Identify all lines in the listing that include the word "this", and copy them out.

--------

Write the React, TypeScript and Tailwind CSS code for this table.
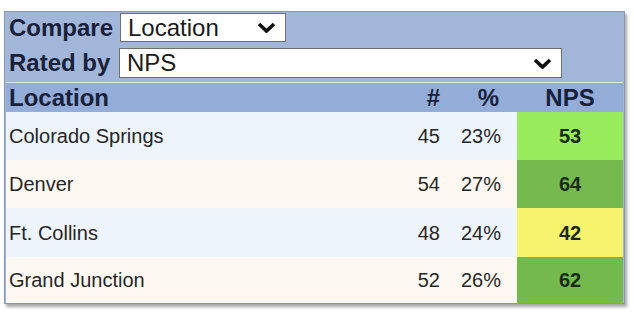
import React from "react";

type Row = { name: string; count: number; pct: string; nps: number; bg: string; npsBg: string };

const rows: Row[] = [
  { name: "Colorado Springs", count: 45, pct: "23%", nps: 53, bg: "bg-[#eef4fb]", npsBg: "bg-[#98ec5c]" },
  { name: "Denver", count: 54, pct: "27%", nps: 64, bg: "bg-[#fdf8f1]", npsBg: "bg-[#76b94f]" },
  { name: "Ft. Collins", count: 48, pct: "24%", nps: 42, bg: "bg-[#eef4fb]", npsBg: "bg-[#f6f36c]" },
  { name: "Grand Junction", count: 52, pct: "26%", nps: 62, bg: "bg-[#fdf8f1]", npsBg: "bg-[#74b94c]" },
];

const heights = ["h-[48px]", "h-[48px]", "h-[49px]", "h-[46px]"];

function Chevron() {
  return (
    <svg width="19" height="11" viewBox="0 0 19 11" className="shrink-0">
      <polyline points="2,2 9.5,9 17,2" fill="none" stroke="#111" strokeWidth="3.6" />
    </svg>
  );
}

function FakeSelect({ value, className }: { value: string; className: string }) {
  return (
    <div
      className={`flex items-center justify-between bg-white border border-[#6f6f6f] pl-[7px] pr-[9px] text-[24px] text-[#1a1a1a] leading-none ${className}`}
    >
      <span>{value}</span>
      <Chevron />
    </div>
  );
}

export default function App() {
  return (
    <div className="w-[634px] h-[313px] bg-white overflow-hidden" style={{ fontFamily: '"Liberation Sans", Arial, sans-serif' }}>
      <div className="ml-[4px] mt-[11px] w-[621px] border border-[#8596b0] bg-[#a2b6da] pl-[1px] pr-[1px] shadow-[2px_3px_3px_rgba(0,0,0,0.35)]">
        {/* filters */}
        <div className="flex items-center mt-[1px] h-[29px]">
          <span className="w-[114px] pl-[3px] text-[24px] font-bold text-[#18213a] leading-none">Compare</span>
          <FakeSelect value="Location" className="w-[166px] h-[29px]" />
        </div>
        <div className="flex items-center mt-[6px] h-[30px]">
          <span className="w-[113px] pl-[3px] text-[24px] font-bold text-[#18213a] leading-none">Rated by</span>
          <FakeSelect value="NPS" className="w-[443px] h-[30px]" />
        </div>

        {/* table */}
        <div className="mt-[4px] border-t border-[#dfe7f4]">
          <div className="grid grid-cols-[1fr_60px_66px_106px] h-[29px] items-center bg-[#93acd8] text-[24px] font-bold text-[#18213a] leading-none">
            <div className="pl-[3px]">Location</div>
            <div className="text-right pr-[11px]">#</div>
            <div className="text-right pr-[18px]">%</div>
            <div className="text-center">NPS</div>
          </div>
          {rows.map((r, i) => (
            <div
              key={r.name}
              className={`grid grid-cols-[1fr_60px_66px_106px] items-center text-[20px] text-[#262626] leading-none ${r.bg} ${heights[i]}`}
            >
              <div className="pl-[3px]">{r.name}</div>
              <div className="text-right pr-[11px]">{r.count}</div>
              <div className="text-right pr-[16px]">{r.pct}</div>
              <div className={`h-full flex items-center justify-center font-bold text-[#1b2a14] ${r.npsBg}`}>{r.nps}</div>
            </div>
          ))}
        </div>
      </div>
    </div>
  );
}
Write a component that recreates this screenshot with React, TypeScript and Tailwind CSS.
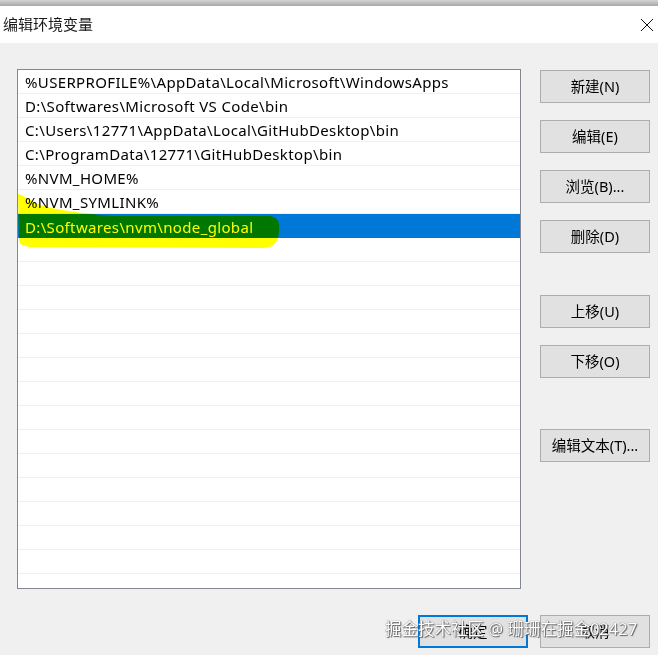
import React from "react";

const rows = [
  "%USERPROFILE%\\AppData\\Local\\Microsoft\\WindowsApps",
  "D:\\Softwares\\Microsoft VS Code\\bin",
  "C:\\Users\\12771\\AppData\\Local\\GitHubDesktop\\bin",
  "C:\\ProgramData\\12771\\GitHubDesktop\\bin",
  "%NVM_HOME%",
  "%NVM_SYMLINK%",
  "D:\\Softwares\\nvm\\node_global",
];

const font = { fontFamily: '"Noto Sans", "Noto Sans CJK SC", sans-serif' };

function Btn({ label, primary = false }: { label: string; primary?: boolean }) {
  return (
    <div
      className={
        "w-[110px] h-[33px] flex items-center justify-center text-[14.5px] text-black bg-[#e1e1e1] " +
        (primary ? "border-2 border-[#0078d7]" : "border border-[#adadad]")
      }
    >
      {label}
    </div>
  );
}

export default function App() {
  const total = 22;
  return (
    <div className="w-[658px] h-[655px] flex flex-col bg-[#f0f0f0] overflow-hidden" style={font}>
      <div className="h-[6px] bg-gradient-to-b from-[#d4d4d4] to-[#a8a8a8]" />
      <div className="h-[37px] bg-white flex items-center justify-between pl-[3px] pr-[4px]">
        <span className="text-[15px] text-[#1a1a1a] leading-none">编辑环境变量</span>
        <svg width="14" height="14" viewBox="0 0 14 14" className="mt-[1px]">
          <path d="M1 1 L13 13 M13 1 L1 13" stroke="#111" strokeWidth="1" />
        </svg>
      </div>
      <div className="flex-1 flex flex-col pt-[26px] pl-[17px] pr-[8px]">
        <div className="flex">
          <div className="relative w-[504px] h-[520px] border border-[#828790] bg-white overflow-hidden">
            {Array.from({ length: total }).map((_, i) => {
              const text = rows[i] ?? "";
              const sel = i === 6;
              return (
                <div
                  key={i}
                  className={
                    "h-[24px] flex items-center pl-[7px] pt-[2px] text-[15px] tracking-[0.35px] leading-none whitespace-nowrap " +
                    (sel ? "bg-[#0078d7] text-white" : "border-b border-[#f0f0f0] text-black")
                  }
                >
                  {text}
                </div>
              );
            })}
            <svg
              className="absolute left-0 top-0 mix-blend-multiply pointer-events-none"
              width="502"
              height="518"
              viewBox="0 0 502 518"
            >
              <path
                d="M0 124 C 6 126, 12 130, 22 135 C 42 141, 72 144, 94 146 L 252 146 C 260 147, 262 152, 261 162 C 260 174, 254 178, 244 178 L 12 177 C 4 176, 2 174, 1 170 Z"
                fill="#ffff00"
              />
            </svg>
          </div>
          <div className="flex flex-col ml-[19px] pt-[1px]">
            <Btn label="新建(N)" />
            <div className="h-[17px]" />
            <Btn label="编辑(E)" />
            <div className="h-[17px]" />
            <Btn label="浏览(B)..." />
            <div className="h-[17px]" />
            <Btn label="删除(D)" />
            <div className="h-[42px]" />
            <Btn label="上移(U)" />
            <div className="h-[17px]" />
            <Btn label="下移(O)" />
            <div className="h-[51px]" />
            <Btn label="编辑文本(T)..." />
          </div>
        </div>
        <div className="relative flex justify-end gap-[12px] mt-[26px]">
          <Btn label="确定" primary />
          <Btn label="取消" />
          <div className="absolute left-[368px] top-[6px] text-[16.5px] text-white leading-none whitespace-nowrap [text-shadow:0_0_1px_#444,1px_1px_1px_#666]">
            掘金技术社区 @ 珊珊在掘金02427
          </div>
        </div>
      </div>
    </div>
  );
}
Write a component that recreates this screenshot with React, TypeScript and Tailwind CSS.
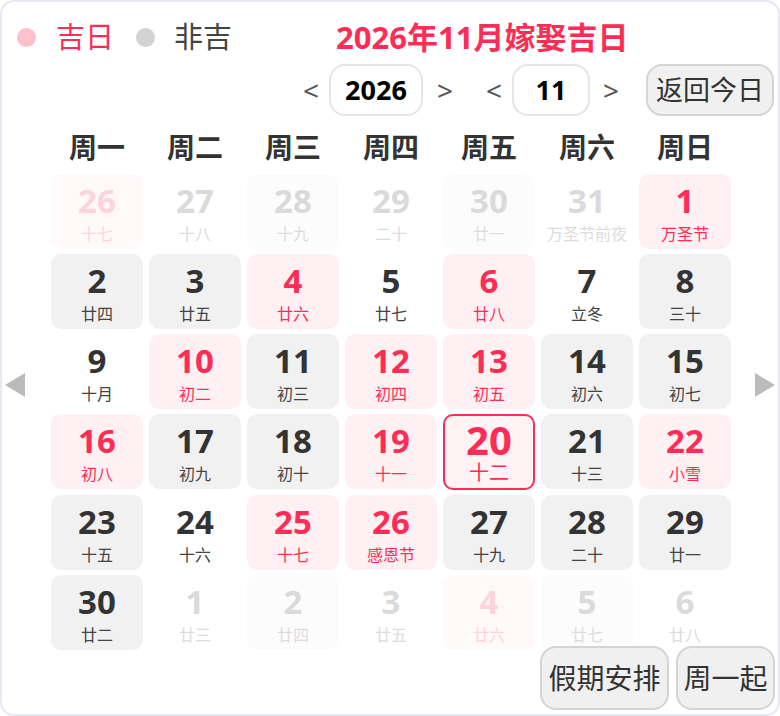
import React from "react";

type Kind = "pink" | "gray" | "none" | "fPink" | "fGray" | "fNone" | "today";

interface Day {
  n: number;
  l: string;
  k: Kind;
}

const rows: Day[][] = [
  [
    { n: 26, l: "十七", k: "fPink" },
    { n: 27, l: "十八", k: "fNone" },
    { n: 28, l: "十九", k: "fGray" },
    { n: 29, l: "二十", k: "fNone" },
    { n: 30, l: "廿一", k: "fGray" },
    { n: 31, l: "万圣节前夜", k: "fNone" },
    { n: 1, l: "万圣节", k: "pink" },
  ],
  [
    { n: 2, l: "廿四", k: "gray" },
    { n: 3, l: "廿五", k: "gray" },
    { n: 4, l: "廿六", k: "pink" },
    { n: 5, l: "廿七", k: "none" },
    { n: 6, l: "廿八", k: "pink" },
    { n: 7, l: "立冬", k: "none" },
    { n: 8, l: "三十", k: "gray" },
  ],
  [
    { n: 9, l: "十月", k: "none" },
    { n: 10, l: "初二", k: "pink" },
    { n: 11, l: "初三", k: "gray" },
    { n: 12, l: "初四", k: "pink" },
    { n: 13, l: "初五", k: "pink" },
    { n: 14, l: "初六", k: "gray" },
    { n: 15, l: "初七", k: "gray" },
  ],
  [
    { n: 16, l: "初八", k: "pink" },
    { n: 17, l: "初九", k: "gray" },
    { n: 18, l: "初十", k: "gray" },
    { n: 19, l: "十一", k: "pink" },
    { n: 20, l: "十二", k: "today" },
    { n: 21, l: "十三", k: "gray" },
    { n: 22, l: "小雪", k: "pink" },
  ],
  [
    { n: 23, l: "十五", k: "gray" },
    { n: 24, l: "十六", k: "none" },
    { n: 25, l: "十七", k: "pink" },
    { n: 26, l: "感恩节", k: "pink" },
    { n: 27, l: "十九", k: "gray" },
    { n: 28, l: "二十", k: "gray" },
    { n: 29, l: "廿一", k: "gray" },
  ],
  [
    { n: 30, l: "廿二", k: "gray" },
    { n: 1, l: "廿三", k: "fNone" },
    { n: 2, l: "廿四", k: "fGray" },
    { n: 3, l: "廿五", k: "fNone" },
    { n: 4, l: "廿六", k: "fPink" },
    { n: 5, l: "廿七", k: "fGray" },
    { n: 6, l: "廿八", k: "fNone" },
  ],
];

const cellBg: Record<Kind, string> = {
  pink: "bg-[#fff0f3]",
  gray: "bg-[#f1f1f1]",
  none: "bg-transparent",
  fPink: "bg-[#fff9fa]",
  fGray: "bg-[#fcfcfc]",
  fNone: "bg-transparent",
  today: "bg-[#fff3f5] border-2 border-[#ff2d55]",
};

const numColor: Record<Kind, string> = {
  pink: "text-[#ff2d55]",
  gray: "text-[#333333]",
  none: "text-[#333333]",
  fPink: "text-[#ffd3dc]",
  fGray: "text-[#dadada]",
  fNone: "text-[#dadada]",
  today: "text-[#ff2d55]",
};

const lunarColor: Record<Kind, string> = {
  pink: "text-[#ff2d55]",
  gray: "text-[#444444]",
  none: "text-[#444444]",
  fPink: "text-[#ffd3dc]",
  fGray: "text-[#dcdcdc]",
  fNone: "text-[#dcdcdc]",
  today: "text-[#ff2d55]",
};

const weekdays = ["周一", "周二", "周三", "周四", "周五", "周六", "周日"];

function Cell({ d }: { d: Day }) {
  if (d.k === "today") {
    return (
      <div className={`h-[76px] rounded-[10px] flex flex-col items-center ${cellBg[d.k]}`}>
        <span className={`mt-[4px] text-[40px] leading-[40px] font-bold ${numColor[d.k]}`}>{d.n}</span>
        <span className={`mt-[2px] text-[20px] leading-[22px] ${lunarColor[d.k]}`}>{d.l}</span>
      </div>
    );
  }
  return (
    <div className={`h-[75px] rounded-[10px] flex flex-col items-center ${cellBg[d.k]}`}>
      <span className={`mt-[8px] text-[33px] leading-[38px] font-bold ${numColor[d.k]}`}>{d.n}</span>
      <span className={`mt-[4px] text-[16px] leading-[20px] whitespace-nowrap ${lunarColor[d.k]}`}>{d.l}</span>
    </div>
  );
}

export default function App() {
  return (
    <div
      className="w-[780px] h-[716px] bg-white border-2 border-[#e6e9f3] rounded-[14px] overflow-hidden"
      style={{ fontFamily: '"Noto Sans", "Noto Sans CJK SC", sans-serif' }}
    >
      <div className="h-[62px] pt-[8px] flex items-center">
        <span className="ml-[15px] w-[19px] h-[19px] rounded-full bg-[#ffc0cb]"></span>
        <span className="ml-[20px] text-[29px] text-[#ff2d55]">吉日</span>
        <span className="ml-[22px] w-[19px] h-[19px] rounded-full bg-[#d3d3d3]"></span>
        <span className="ml-[19px] text-[29px] text-[#444444]">非吉</span>
        <span className="ml-[104px] text-[31px] font-bold text-[#ff2d55]">2026年11月嫁娶吉日</span>
      </div>

      <div className="h-[52px] flex items-center justify-end pr-[4px]">
        <span className="w-[14px] text-[28px] text-[#555555] leading-none">&lt;</span>
        <div className="ml-[12px] w-[94px] h-[52px] rounded-[16px] border-2 border-[#e4e5ea] flex items-center justify-center text-[27px] font-bold text-black">
          2026
        </div>
        <span className="ml-[14px] w-[14px] text-[28px] text-[#555555] leading-none">&gt;</span>
        <span className="ml-[35px] w-[14px] text-[28px] text-[#555555] leading-none">&lt;</span>
        <div className="ml-[12px] w-[78px] h-[52px] rounded-[16px] border-2 border-[#e4e5ea] flex items-center justify-center text-[27px] font-bold text-black">
          11
        </div>
        <span className="ml-[13px] w-[14px] text-[28px] text-[#555555] leading-none">&gt;</span>
        <button className="ml-[29px] w-[128px] h-[52px] rounded-[16px] border-2 border-[#d4d4d4] bg-[#f0f0f0] text-[27px] text-[#333333]">
          返回今日
        </button>
      </div>

      <div className="h-[58px] pt-[4px] pl-[49px] grid grid-cols-[repeat(7,92px)] gap-x-[6px] items-center">
        {weekdays.map((w) => (
          <span key={w} className="text-center text-[28px] font-bold text-[#333333]">
            {w}
          </span>
        ))}
      </div>

      <div className="flex">
        <div className="w-[49px] shrink-0">
          <svg className="ml-[3px] mt-[199px]" width="20" height="24" viewBox="0 0 20 24">
            <polygon points="20,0 20,24 0,12" fill="#bbbbbb" />
          </svg>
        </div>
        <div className="grid grid-cols-[repeat(7,92px)] gap-x-[6px] gap-y-[5px]">
          {rows.map((r, i) =>
            r.map((d, j) => <Cell key={`${i}-${j}`} d={d} />)
          )}
        </div>
        <div className="flex-1">
          <svg className="ml-[24px] mt-[199px]" width="20" height="24" viewBox="0 0 20 24">
            <polygon points="0,0 0,24 20,12" fill="#bbbbbb" />
          </svg>
        </div>
      </div>

      <div className="flex justify-end gap-[7px] pr-[3px] mt-[-4px]">
        <button className="w-[129px] h-[64px] rounded-[16px] border-2 border-[#d4d4d4] bg-[#f0f0f0] text-[28px] text-[#333333]">
          假期安排
        </button>
        <button className="w-[99px] h-[64px] rounded-[16px] border-2 border-[#d4d4d4] bg-[#f0f0f0] text-[28px] text-[#333333]">
          周一起
        </button>
      </div>
    </div>
  );
}
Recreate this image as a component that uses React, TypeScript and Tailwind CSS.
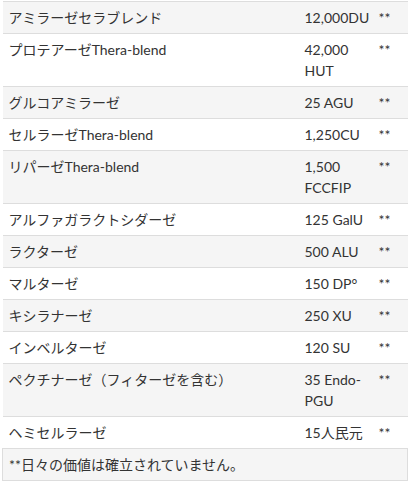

--------

Response to the exercise:
Write the React, TypeScript and Tailwind CSS code for this table.
Write a component that recreates this screenshot with React, TypeScript and Tailwind CSS.
Write a component that recreates this screenshot with React, TypeScript and Tailwind CSS.
Recreate this image as a component that uses React, TypeScript and Tailwind CSS.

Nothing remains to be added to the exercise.